A: Let $V$ be the vector space over the field with two elements, $\Bbb F_2$, generated by all matrices of shape $N\times N$, $N=18$, which have exactly one row, or exactly one column with one entries, all other entries being zero. We consider the following map from $V$ to $\Bbb F_2$:
$X$ in $V$ is mapped to 
$$
f(X)=
(x_{11}+x_{22}+\dots+x_{N-1,N-1}+x_{N,N})
+
(x_{12}+x_{23}+\dots+x_{N-1,N}+x_{N,1})\ .
$$
(Sum on two consecutive fixed diagonals of $X$, where the indices are considered modulo $N$.)
Then each generator of $V$ is mapped to zero, since the "bits" taken in $f(X)$ are exactly two in each row and/or column. So $f$ vanishes on $V$. But it does not vanish on any quadratic submatrix $A=A(I)$ with ones exactly on the positions $I\times I$, $I$ being a proper interval of $\{1,2,\dots,N\}$. (For instance $I=\{1,\dots,16\}$ for our $N=18$.)
So in our case the answer to the problem is negative.

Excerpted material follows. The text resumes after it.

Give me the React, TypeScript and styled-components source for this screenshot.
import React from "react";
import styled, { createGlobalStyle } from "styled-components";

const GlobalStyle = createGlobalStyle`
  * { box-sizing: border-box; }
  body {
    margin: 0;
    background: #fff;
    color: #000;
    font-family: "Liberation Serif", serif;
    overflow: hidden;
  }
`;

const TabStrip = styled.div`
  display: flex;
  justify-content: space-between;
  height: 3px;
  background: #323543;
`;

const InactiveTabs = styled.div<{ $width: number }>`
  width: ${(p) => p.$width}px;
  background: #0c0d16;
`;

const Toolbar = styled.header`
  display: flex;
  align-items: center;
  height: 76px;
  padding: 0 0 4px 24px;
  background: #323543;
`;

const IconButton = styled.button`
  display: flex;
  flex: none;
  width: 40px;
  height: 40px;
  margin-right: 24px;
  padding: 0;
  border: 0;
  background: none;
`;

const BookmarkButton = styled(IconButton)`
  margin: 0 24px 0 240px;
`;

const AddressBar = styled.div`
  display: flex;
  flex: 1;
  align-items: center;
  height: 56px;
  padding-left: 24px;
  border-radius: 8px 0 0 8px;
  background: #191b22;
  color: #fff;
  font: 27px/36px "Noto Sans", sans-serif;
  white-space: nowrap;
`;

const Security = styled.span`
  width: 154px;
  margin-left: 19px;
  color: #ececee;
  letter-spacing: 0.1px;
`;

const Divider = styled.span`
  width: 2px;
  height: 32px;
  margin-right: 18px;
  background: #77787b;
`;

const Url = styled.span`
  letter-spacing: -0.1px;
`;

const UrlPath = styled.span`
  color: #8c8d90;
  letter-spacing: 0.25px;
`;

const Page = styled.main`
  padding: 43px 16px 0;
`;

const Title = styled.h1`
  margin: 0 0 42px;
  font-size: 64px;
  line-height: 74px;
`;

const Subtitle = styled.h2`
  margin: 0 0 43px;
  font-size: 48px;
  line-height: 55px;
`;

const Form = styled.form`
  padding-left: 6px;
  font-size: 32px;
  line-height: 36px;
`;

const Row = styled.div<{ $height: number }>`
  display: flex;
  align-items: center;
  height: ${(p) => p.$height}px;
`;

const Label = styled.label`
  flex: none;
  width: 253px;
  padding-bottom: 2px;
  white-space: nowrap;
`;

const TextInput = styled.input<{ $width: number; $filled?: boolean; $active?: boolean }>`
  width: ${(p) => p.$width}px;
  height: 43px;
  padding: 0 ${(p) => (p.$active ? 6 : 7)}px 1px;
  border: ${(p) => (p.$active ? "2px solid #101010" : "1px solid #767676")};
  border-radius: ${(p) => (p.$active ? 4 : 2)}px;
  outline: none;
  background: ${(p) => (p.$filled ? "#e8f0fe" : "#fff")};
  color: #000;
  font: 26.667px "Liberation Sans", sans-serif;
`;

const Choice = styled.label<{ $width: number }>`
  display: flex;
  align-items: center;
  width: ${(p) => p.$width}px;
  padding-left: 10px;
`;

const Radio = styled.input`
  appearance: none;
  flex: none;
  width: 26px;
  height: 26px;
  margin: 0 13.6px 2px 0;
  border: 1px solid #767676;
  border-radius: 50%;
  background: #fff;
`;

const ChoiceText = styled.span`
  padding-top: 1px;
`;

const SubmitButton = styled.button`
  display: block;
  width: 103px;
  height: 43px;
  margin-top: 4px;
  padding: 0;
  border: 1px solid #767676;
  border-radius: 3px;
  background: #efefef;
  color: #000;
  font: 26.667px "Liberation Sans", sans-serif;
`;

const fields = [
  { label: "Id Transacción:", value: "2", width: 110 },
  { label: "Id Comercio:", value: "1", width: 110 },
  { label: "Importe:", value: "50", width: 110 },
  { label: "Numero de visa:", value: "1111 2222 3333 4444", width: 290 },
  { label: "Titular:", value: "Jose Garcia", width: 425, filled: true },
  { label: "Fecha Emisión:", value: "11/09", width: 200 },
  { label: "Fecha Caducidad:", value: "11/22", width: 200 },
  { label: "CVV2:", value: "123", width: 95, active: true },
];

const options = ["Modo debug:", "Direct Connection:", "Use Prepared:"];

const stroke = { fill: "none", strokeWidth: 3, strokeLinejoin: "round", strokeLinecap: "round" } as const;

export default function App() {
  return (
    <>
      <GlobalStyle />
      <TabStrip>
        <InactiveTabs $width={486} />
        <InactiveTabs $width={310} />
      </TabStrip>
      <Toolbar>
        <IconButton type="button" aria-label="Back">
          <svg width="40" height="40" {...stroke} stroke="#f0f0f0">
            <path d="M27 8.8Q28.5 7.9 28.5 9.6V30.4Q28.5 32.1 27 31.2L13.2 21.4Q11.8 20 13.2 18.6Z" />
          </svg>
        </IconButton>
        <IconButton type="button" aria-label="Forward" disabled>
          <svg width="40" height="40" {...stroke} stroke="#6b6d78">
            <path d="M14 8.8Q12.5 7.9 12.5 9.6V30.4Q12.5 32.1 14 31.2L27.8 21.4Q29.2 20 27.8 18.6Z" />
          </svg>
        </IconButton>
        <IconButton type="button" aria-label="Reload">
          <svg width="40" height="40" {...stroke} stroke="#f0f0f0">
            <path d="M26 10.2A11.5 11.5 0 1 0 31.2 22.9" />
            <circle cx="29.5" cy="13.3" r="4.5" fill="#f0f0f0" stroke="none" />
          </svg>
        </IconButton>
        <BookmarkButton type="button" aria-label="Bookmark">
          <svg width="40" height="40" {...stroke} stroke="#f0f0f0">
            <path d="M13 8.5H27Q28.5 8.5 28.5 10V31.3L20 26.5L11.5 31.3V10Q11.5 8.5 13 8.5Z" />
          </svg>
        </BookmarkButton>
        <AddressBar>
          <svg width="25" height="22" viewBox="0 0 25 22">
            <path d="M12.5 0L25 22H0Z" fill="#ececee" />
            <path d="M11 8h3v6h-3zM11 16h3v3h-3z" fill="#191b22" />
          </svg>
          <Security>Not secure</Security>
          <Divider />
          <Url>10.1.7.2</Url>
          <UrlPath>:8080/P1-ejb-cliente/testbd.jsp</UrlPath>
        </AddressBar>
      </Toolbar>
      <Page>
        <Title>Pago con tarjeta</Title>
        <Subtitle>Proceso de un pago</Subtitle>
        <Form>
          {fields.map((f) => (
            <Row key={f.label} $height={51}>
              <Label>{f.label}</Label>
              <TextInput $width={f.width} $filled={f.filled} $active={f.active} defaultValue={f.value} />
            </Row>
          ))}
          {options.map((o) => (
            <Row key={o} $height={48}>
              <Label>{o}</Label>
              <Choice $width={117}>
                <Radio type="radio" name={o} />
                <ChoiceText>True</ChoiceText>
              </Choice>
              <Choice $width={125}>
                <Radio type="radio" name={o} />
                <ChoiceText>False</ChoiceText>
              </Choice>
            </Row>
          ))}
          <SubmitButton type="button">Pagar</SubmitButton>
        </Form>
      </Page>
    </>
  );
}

(The "change of the color on a line/columns" corresponds to adding a generator of $V$ to a matrix. We are starting with a zero matrix. The matrices that can be obtained are exactly those in the vector space $V$ of dimension $N+N-1$.)
Note: I can provide some simple computer check in sage, if needed.

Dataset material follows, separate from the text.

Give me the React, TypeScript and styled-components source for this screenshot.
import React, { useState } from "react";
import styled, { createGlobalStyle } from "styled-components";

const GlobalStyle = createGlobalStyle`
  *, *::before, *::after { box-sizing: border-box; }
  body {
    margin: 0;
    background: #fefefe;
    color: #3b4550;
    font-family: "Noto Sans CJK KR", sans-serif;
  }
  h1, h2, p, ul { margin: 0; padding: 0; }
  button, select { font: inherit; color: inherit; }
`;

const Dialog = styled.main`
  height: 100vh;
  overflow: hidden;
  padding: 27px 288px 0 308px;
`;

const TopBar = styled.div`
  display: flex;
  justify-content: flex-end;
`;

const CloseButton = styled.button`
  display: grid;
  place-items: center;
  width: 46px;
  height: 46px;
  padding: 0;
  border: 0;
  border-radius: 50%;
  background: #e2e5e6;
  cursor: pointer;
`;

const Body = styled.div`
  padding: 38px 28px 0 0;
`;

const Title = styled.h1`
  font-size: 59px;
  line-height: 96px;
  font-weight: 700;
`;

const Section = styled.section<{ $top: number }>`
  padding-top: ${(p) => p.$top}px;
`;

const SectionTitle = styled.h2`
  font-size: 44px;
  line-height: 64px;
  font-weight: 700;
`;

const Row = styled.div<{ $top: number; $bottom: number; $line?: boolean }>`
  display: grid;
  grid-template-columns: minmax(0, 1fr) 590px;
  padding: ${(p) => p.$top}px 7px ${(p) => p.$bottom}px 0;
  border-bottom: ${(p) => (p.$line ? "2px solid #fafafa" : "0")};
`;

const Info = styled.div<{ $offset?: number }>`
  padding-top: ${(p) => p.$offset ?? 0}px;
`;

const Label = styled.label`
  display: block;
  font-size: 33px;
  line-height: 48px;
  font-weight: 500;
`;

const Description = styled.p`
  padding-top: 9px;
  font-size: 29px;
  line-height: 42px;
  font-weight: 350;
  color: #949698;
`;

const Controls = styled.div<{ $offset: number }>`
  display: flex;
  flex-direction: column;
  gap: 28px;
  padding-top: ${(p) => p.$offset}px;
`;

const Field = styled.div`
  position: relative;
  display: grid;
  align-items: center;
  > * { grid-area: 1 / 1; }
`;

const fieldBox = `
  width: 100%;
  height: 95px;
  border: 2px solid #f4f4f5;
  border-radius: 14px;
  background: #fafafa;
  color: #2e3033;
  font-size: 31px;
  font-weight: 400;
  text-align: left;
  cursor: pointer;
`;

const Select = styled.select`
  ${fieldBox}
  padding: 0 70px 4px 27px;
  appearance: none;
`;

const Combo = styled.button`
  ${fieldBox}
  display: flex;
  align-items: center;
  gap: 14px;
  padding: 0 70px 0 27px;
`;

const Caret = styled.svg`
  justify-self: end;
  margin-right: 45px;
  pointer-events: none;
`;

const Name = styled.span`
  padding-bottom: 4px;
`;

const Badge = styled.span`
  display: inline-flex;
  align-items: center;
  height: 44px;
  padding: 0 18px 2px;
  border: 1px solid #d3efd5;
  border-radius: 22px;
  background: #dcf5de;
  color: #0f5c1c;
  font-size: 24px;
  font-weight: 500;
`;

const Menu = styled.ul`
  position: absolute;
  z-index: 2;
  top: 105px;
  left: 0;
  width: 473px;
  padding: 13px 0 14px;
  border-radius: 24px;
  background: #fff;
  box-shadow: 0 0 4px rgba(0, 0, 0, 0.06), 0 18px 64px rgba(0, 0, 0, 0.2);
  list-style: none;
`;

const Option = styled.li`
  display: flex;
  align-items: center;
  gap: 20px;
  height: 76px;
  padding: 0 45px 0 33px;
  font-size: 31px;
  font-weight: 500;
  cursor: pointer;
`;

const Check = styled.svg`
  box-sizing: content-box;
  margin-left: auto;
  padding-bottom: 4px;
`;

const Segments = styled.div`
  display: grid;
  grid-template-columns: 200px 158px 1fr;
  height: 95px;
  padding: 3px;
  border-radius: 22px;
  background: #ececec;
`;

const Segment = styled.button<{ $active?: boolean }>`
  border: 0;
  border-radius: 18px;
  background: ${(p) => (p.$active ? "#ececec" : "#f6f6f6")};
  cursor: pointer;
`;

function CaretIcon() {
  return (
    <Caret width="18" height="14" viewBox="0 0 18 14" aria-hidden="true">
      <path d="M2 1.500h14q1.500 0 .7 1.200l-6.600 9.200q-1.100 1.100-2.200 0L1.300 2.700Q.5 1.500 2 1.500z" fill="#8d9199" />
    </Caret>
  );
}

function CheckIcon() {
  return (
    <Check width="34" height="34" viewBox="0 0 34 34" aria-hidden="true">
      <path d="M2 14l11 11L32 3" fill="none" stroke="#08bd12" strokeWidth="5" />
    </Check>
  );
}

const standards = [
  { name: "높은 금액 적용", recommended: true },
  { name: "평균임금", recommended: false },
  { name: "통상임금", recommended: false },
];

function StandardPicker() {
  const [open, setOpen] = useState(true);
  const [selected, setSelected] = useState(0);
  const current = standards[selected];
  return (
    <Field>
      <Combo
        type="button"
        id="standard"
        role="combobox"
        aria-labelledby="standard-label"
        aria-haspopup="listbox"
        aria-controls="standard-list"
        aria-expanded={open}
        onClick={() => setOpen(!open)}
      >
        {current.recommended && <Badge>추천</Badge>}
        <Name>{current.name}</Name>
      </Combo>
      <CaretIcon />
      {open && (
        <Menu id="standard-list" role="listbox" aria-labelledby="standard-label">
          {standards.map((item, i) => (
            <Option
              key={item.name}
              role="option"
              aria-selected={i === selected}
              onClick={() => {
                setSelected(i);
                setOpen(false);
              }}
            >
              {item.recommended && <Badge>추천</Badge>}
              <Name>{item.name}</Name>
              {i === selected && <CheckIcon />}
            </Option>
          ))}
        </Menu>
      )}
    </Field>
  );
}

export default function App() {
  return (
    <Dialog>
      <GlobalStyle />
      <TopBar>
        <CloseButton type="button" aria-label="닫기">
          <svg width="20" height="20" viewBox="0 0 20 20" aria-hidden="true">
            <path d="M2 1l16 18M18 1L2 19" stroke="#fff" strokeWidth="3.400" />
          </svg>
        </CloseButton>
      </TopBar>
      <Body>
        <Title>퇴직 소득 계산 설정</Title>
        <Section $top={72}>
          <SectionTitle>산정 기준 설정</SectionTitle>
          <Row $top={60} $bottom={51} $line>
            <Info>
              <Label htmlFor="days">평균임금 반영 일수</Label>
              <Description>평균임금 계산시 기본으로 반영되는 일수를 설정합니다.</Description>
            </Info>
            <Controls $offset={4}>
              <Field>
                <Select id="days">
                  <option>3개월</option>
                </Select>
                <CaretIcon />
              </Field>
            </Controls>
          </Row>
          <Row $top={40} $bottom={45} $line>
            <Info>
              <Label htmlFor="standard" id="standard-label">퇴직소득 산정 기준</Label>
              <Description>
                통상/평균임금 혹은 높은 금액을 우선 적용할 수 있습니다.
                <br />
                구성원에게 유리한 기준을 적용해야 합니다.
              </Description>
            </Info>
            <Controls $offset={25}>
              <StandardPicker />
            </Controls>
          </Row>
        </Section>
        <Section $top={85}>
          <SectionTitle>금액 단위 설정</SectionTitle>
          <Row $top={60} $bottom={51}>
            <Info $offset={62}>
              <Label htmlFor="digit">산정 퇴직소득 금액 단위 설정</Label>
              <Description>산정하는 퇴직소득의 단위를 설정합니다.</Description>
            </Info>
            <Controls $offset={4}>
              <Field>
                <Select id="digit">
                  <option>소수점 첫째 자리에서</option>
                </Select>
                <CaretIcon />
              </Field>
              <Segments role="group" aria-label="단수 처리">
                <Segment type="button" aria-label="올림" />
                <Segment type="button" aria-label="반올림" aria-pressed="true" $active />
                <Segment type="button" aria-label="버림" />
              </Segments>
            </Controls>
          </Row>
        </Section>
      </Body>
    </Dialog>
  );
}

Later edit: It is simpler to test the equations
$$
x_{is}-x_{js}-x_{it}+x_{jt}=0\ ,\qquad 1\le i<j\le N\ ,\ 1\le s<t\le N\ ,
$$
that can be extracted from all $2\times 2$ minors of a matrix $X$ in order to test/decide if a matrix $X$ can be realized. (The minus is also a plus, but makes it simpler to see that e.g. each of the above "one row matrix of ones" satisfy the equation, explicitly $1-1-0+0=0$, and correspondingly for the column matrices in the base of $V$...)
A: Yes, this proof looks good to me.